The warning from the EU Chamber of Commerce in China comes as strict border closures, which have persisted for more than two years under President Xi Jinping’s stringent zero-Covid policy, extend into the third year.
“China operations are becoming increasingly isolated due to China-based staff, both foreign and Chinese, being unable to travel to European headquarters for information exchanges, networking, training and the sharing of expertise,” the chamber said in a report released Monday.
“Senior decision-makers from HQ are also being deprived of first-hand China experience, which is resulting in less understanding of — and therefore less tolerance towards — China. The loss of diversity among the workforce in China will also impact innovation.”
The chamber’s warning highlighted the risks of long-term consequences for international business from Xi’s policy of eradicating the virus, with snowballing economic and social costs from snap lockdowns, closed borders and fastidious mass testing.
It also reflected rising fears and greater “attention in boardrooms” over worsening geopolitical tensions stemming from Russia’s invasion of Ukraine. Beijing has refused to join international condemnation of the war and has provided support by bolstering Vladimir Putin’s battered economy.
China’s economy is wobbling on the edge of a rare recession this quarter after its zero-Covid policy forced hundreds of millions of citizens into partial or full lockdowns and caused widespread supply chain disruption.

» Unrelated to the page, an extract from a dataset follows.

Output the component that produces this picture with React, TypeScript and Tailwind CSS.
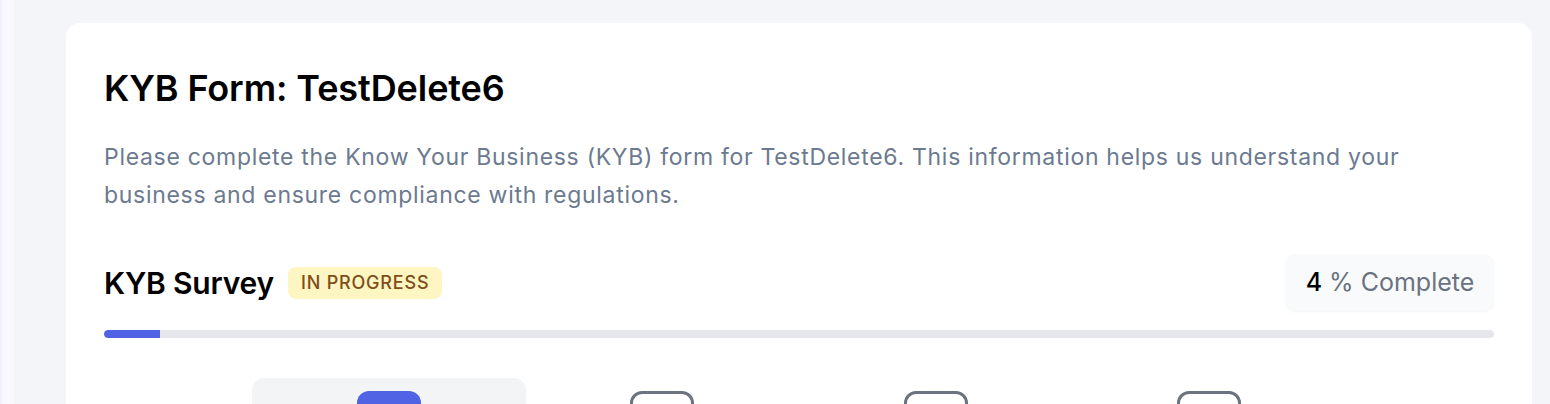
const steps = [
  { key: "business", active: true },
  { key: "ownership", active: false },
  { key: "financial", active: false },
  { key: "documents", active: false },
];

function StepIcon({ active }: { active: boolean }) {
  if (active) {
    return <div className="w-16 h-16 rounded-[12px] bg-[#4f63e4]" />;
  }
  return (
    <div className="w-16 h-16 rounded-[12px] border-[3px] border-[#6b7280] bg-white" />
  );
}

function App() {
  const percent = 4;

  return (
    <div
      className="flex w-[1550px] h-[404px] overflow-hidden bg-[#f4f5f9]"
      style={{ fontFamily: "Inter, 'Noto Sans', sans-serif" }}
    >
      {/* sidebar edge */}
      <div className="w-[14px] shrink-0 bg-[#f8f8fe] border-l-2 border-[#f1f1fb]" />

      <div className="flex-1 pl-[52px] pr-[18px] pt-[23px]">
        <div className="bg-white rounded-[14px] px-[38px] pt-[44px] pb-10">
          <h1 className="text-[36px] leading-[42px] font-semibold text-black tracking-[-0.1px]">
            KYB Form: TestDelete6
          </h1>

          <p className="mt-[29px] text-[23px] leading-[38px] tracking-[0.7px] text-[#6b7a90] max-w-[1330px]">
            Please complete the Know Your Business (KYB) form for TestDelete6.
            This information helps us understand your business and ensure
            compliance with regulations.
          </p>

          {/* SURVEY HEADER */}
          <div className="mt-[40px] flex items-center justify-between">
            <div className="flex items-center gap-[14px]">
              <h2 className="text-[30px] leading-[34px] font-semibold text-black tracking-[-0.2px]">
                KYB Survey
              </h2>
              <span className="px-[13px] h-8 flex items-center rounded-[8px] bg-[#fdf6c3] text-[#7f4e17] text-[18px] font-medium tracking-[0.8px]">
                IN PROGRESS
              </span>
            </div>
            <div className="h-[57px] w-[208px] flex items-center justify-center gap-[7px] rounded-[10px] bg-[#f9fafb] shadow-[0_1px_3px_rgba(0,0,0,0.05)]">
              <span className="text-[25px] font-medium text-black">{percent}</span>
              <span className="text-[25px] text-[#6b7280]">% Complete</span>
            </div>
          </div>

          {/* PROGRESS BAR */}
          <div className="mt-[19px] h-2 w-full rounded-full bg-[#e5e7eb] overflow-hidden">
            <div
              className="h-full rounded-l-full bg-[#4f63e4]"
              style={{ width: `${percent}%` }}
            />
          </div>

          {/* STEPS */}
          <div className="mt-10 mx-auto w-[1094px] grid grid-cols-4">
            {steps.map((step) => (
              <div
                key={step.key}
                className={
                  step.active
                    ? "flex justify-center pt-[13px] pb-10 rounded-[12px] bg-[#f3f4f6]"
                    : "flex justify-center pt-[13px] pb-10"
                }
              >
                <StepIcon active={step.active} />
              </div>
            ))}
          </div>
        </div>
      </div>
    </div>
  );
}

export default App;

The EU chamber report, which drew on a flash survey from late April and an earlier survey, said that more than 90 per cent of its respondents were affected by port closures, road freight decreases and the spiralling costs of sea freight.
Almost one-quarter of European companies in China are reviewing their investments.
According to the survey, 23 per cent of the region’s companies are “considering shifting” current or planned investments outside China’s borders.
Seven per cent of European companies operating in China said they were reviewing investments directly because of the war in Ukraine, and one-third believed the market had become less attractive since Moscow’s invasion in February.
But it is not just European companies that are considering decoupling from China and stoking concerns about deglobalisation.
More than a quarter of US manufacturers in China are moving production of their global products out of the country while accelerating localisation of their supply chains inside China, according to a survey published by the American Chamber of Commerce in Shanghai last week.
Nine in 10 US companies across the manufacturing, consumer and services sectors have slashed their revenue forecasts for China this year.
More than three-quarters of the European companies surveyed said that the zero-Covid measures had also diminished China’s attractiveness as an investment destination. Businesses highlighted longstanding grievances such as forced technology transfers, unfavourable treatment compared with Chinese rivals and ambiguous rules and regulations.
However, the survey, which was conducted with German consultancy Roland Berger, also illustrated that even after decades of booming growth, some European companies still predicted a “great deal of potential” in the Chinese market.
“The rewards of staying the course and navigating the storm are plain to see,” the report said, pointing out that before the Omicron outbreak and war in Ukraine, about 30 per cent of companies planned to increase their shares in local joint ventures.